New NHS whistleblowing body must be fully independent, MPs warn

A new NHS whistleblowing service to prevent patient harm needs to be fully independent, MPs have warned.

Plans to establish a Health Service Safety Investigations Body (HSSIB) to investigate cases of compromised patient safety have been supported by a joint Lords and Commons committee.

But proposals to allow the HSSIB to accredit NHS trusts and foundation trusts to conduct internal investigations should be dumped, said committee chairman and backbench Conservative MP Sir Bernard Jenkin.

In his report, Sir Bernard said: “The committee considers this idea to be wholly misconceived.

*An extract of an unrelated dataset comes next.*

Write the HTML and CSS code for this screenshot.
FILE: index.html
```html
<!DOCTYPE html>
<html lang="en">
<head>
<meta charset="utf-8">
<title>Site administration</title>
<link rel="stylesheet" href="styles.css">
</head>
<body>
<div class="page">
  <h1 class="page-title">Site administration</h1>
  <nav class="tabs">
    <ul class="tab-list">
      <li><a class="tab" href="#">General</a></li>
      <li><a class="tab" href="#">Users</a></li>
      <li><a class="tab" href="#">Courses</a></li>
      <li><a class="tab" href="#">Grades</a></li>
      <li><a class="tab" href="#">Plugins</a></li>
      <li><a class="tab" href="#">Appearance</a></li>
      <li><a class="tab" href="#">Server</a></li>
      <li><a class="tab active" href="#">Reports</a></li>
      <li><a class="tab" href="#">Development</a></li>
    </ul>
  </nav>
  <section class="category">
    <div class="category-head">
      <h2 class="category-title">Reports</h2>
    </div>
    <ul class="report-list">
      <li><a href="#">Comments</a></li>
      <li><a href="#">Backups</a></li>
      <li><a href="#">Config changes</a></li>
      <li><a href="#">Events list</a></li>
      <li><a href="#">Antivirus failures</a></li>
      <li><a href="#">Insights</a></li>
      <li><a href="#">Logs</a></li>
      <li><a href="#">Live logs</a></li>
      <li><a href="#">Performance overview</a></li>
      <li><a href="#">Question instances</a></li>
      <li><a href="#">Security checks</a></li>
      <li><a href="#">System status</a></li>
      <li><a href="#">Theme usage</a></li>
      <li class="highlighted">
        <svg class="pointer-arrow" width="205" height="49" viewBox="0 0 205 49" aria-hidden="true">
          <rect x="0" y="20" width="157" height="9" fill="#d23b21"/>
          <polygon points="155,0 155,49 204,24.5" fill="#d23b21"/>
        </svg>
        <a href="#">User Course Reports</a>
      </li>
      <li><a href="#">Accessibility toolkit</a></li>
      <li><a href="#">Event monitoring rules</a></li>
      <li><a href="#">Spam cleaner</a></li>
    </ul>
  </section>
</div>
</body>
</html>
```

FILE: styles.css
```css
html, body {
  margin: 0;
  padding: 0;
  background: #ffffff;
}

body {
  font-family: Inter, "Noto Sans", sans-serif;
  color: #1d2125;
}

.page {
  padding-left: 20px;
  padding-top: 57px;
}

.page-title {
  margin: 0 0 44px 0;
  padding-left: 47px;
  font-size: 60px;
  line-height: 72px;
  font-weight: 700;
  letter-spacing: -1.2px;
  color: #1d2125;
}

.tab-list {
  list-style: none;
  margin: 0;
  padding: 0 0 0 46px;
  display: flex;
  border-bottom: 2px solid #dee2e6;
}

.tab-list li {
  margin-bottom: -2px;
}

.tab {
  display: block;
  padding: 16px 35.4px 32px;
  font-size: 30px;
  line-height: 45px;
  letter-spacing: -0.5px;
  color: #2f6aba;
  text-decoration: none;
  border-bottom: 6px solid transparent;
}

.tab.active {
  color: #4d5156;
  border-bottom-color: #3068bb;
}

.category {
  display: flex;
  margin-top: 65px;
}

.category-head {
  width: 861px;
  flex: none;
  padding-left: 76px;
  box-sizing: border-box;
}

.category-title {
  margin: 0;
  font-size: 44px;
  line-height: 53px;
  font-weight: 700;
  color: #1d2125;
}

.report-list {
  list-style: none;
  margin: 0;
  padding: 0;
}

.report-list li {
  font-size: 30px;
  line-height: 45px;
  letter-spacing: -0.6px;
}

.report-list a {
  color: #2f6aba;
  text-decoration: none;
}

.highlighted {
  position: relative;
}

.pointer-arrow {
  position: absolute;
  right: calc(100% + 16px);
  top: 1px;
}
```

“It represents too great a conflict of interest for the accredited trusts, compromises HSSIB’s independence from the system it is investigating and would risk damaging confidence in the ‘safe space’ concept itself.

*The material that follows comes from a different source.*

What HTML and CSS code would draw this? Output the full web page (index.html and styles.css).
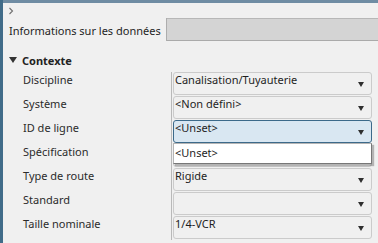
FILE: index.html
```html
<!DOCTYPE html>
<html lang="fr">
<head>
  <meta charset="UTF-8">
  <title>Informations sur les données</title>
  <link rel="stylesheet" href="styles.css">
</head>
<body>
  <div class="window">
    <div class="rail"></div>
    <div class="main">
      <div class="crumb">
        <svg width="6" height="8" viewBox="0 0 6 8"><polyline points="1.5,1 4.5,4 1.5,7" fill="none" stroke="#6f6f6f" stroke-width="1.1"/></svg>
      </div>

      <div class="tabbar">
        <div class="tab">Informations sur les données</div>
        <div class="tabfill"></div>
      </div>

      <div class="panel">
        <div class="group">
          <svg width="8" height="6" viewBox="0 0 8 6"><polygon points="0,0 8,0 4,6" fill="#333"/></svg>
          <span>Contexte</span>
        </div>

        <div class="props">
          <div class="label">Discipline</div>
          <div class="value">
            <div class="combo"><span>Canalisation/Tuyauterie</span><i class="arrow"></i></div>
          </div>

          <div class="label">Système</div>
          <div class="value">
            <div class="combo"><span>&lt;Non défini&gt;</span><i class="arrow"></i></div>
          </div>

          <div class="label">ID de ligne</div>
          <div class="value open">
            <div class="combo focus"><span>&lt;Unset&gt;</span><i class="arrow"></i></div>
            <div class="droplist"><div class="option">&lt;Unset&gt;</div></div>
          </div>

          <div class="label">Spécification</div>
          <div class="value">
            <div class="combo"><span>&lt;Unset&gt;</span><i class="arrow"></i></div>
          </div>

          <div class="label">Type de route</div>
          <div class="value">
            <div class="combo"><span>Rigide</span><i class="arrow"></i></div>
          </div>

          <div class="label">Standard</div>
          <div class="value">
            <div class="combo"><span></span><i class="arrow"></i></div>
          </div>

          <div class="label">Taille nominale</div>
          <div class="value">
            <div class="combo"><span>1/4-VCR</span><i class="arrow"></i></div>
          </div>
        </div>
      </div>
    </div>
  </div>
</body>
</html>
```

FILE: styles.css
```css
body {
  margin: 0;
  padding: 0;
  font-family: "Noto Sans", "Open Sans", sans-serif;
  font-size: 11px;
  color: #1e1e1e;
  background: #f0f0f0;
  overflow: hidden;
}

.window {
  display: flex;
  height: 243px;
}

.rail {
  width: 3px;
  background: #416c89;
}

.main {
  flex: 1;
  border-top: 3px solid #6f8ca3;
}

.crumb {
  height: 15px;
  display: flex;
  align-items: center;
  padding-left: 5px;
}

.tabbar {
  display: flex;
  height: 23px;
}

.tab {
  padding: 5px 5px 0 6px;
  line-height: 16px;
  border-right: 1px solid #adadad;
  background: #f0f0f0;
}

.tabfill {
  flex: 1;
  background: #d4d4d4;
  border-top: 1px solid #b7b7b7;
  border-bottom: 1px solid #aaaaaa;
}

.panel {
  padding-top: 11px;
}

.group {
  display: flex;
  align-items: center;
  gap: 5px;
  padding-left: 6px;
  height: 16px;
  margin-bottom: 4px;
  font-weight: bold;
  color: #222;
}

.props {
  display: grid;
  grid-template-columns: 169px 1fr;
}

.label {
  padding: 1px 0 0 20px;
  line-height: 14px;
  border-right: 1px solid #b9b9b9;
  color: #2b2b2b;
}

.value {
  position: relative;
  padding: 0 6px 1px 1px;
}

.combo {
  height: 23px;
  box-sizing: border-box;
  display: flex;
  justify-content: space-between;
  border: 1px solid #cbcbcb;
  border-radius: 3px;
  background: #f0f0f0;
  line-height: 14px;
  padding-left: 1px;
}

.combo.focus {
  background: #d9e7f2;
  border-color: #3c6a8a;
}

.arrow {
  width: 0;
  height: 0;
  margin: 9px 7px 0 0;
  border-left: 3.5px solid transparent;
  border-right: 3.5px solid transparent;
  border-top: 5px solid #2f2f2f;
}

.droplist {
  position: absolute;
  top: 23px;
  left: 1px;
  right: 6px;
  height: 21px;
  box-sizing: border-box;
  background: #fff;
  border: 1px solid #b5b5b5;
  border-right-color: #777;
  border-bottom-color: #777;
  box-shadow: 2px 2px 1px rgba(0, 0, 0, 0.25);
  z-index: 2;
}

.option {
  padding: 2px 0 0 1px;
  line-height: 14px;
}
```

“To win the confidence of patients, healthcare practitioners and other bodies with responsibility for patient safety, HSSIB had to be, and be seen to be, independent of existing healthcare structures, including the Department of Health and Social Care.”

With an estimated 12,000 avoidable hospital deaths every year, the committee said change is clearly needed for the benefit of patients and staff.

Previous major public inquiries revealed a system “slow to detect and learn” and, in some cases, “designed to protect clinical staff and hospitals rather than discover the truth”, cautioned the report.

Committee members said creating a safe space within the HSSIB was “crucial” to changing this, so the body will operate on a closed doors model and make recommendations for the whole NHS and not just the incident under investigation.

The report said: “When serious incidents take place patients have a right to find out what went wrong and staff need to feel that they can be open without being blamed or made a scapegoat.

“Far from restricting patients from finding out what happened to them, we believe that the ‘safe space’ will help HSSIB to establish facts and identify the underlying causes of the most serious incidents that take place each year.

“The experience of other safety-critical industries such as aviation has shown that ‘safe space’ works.”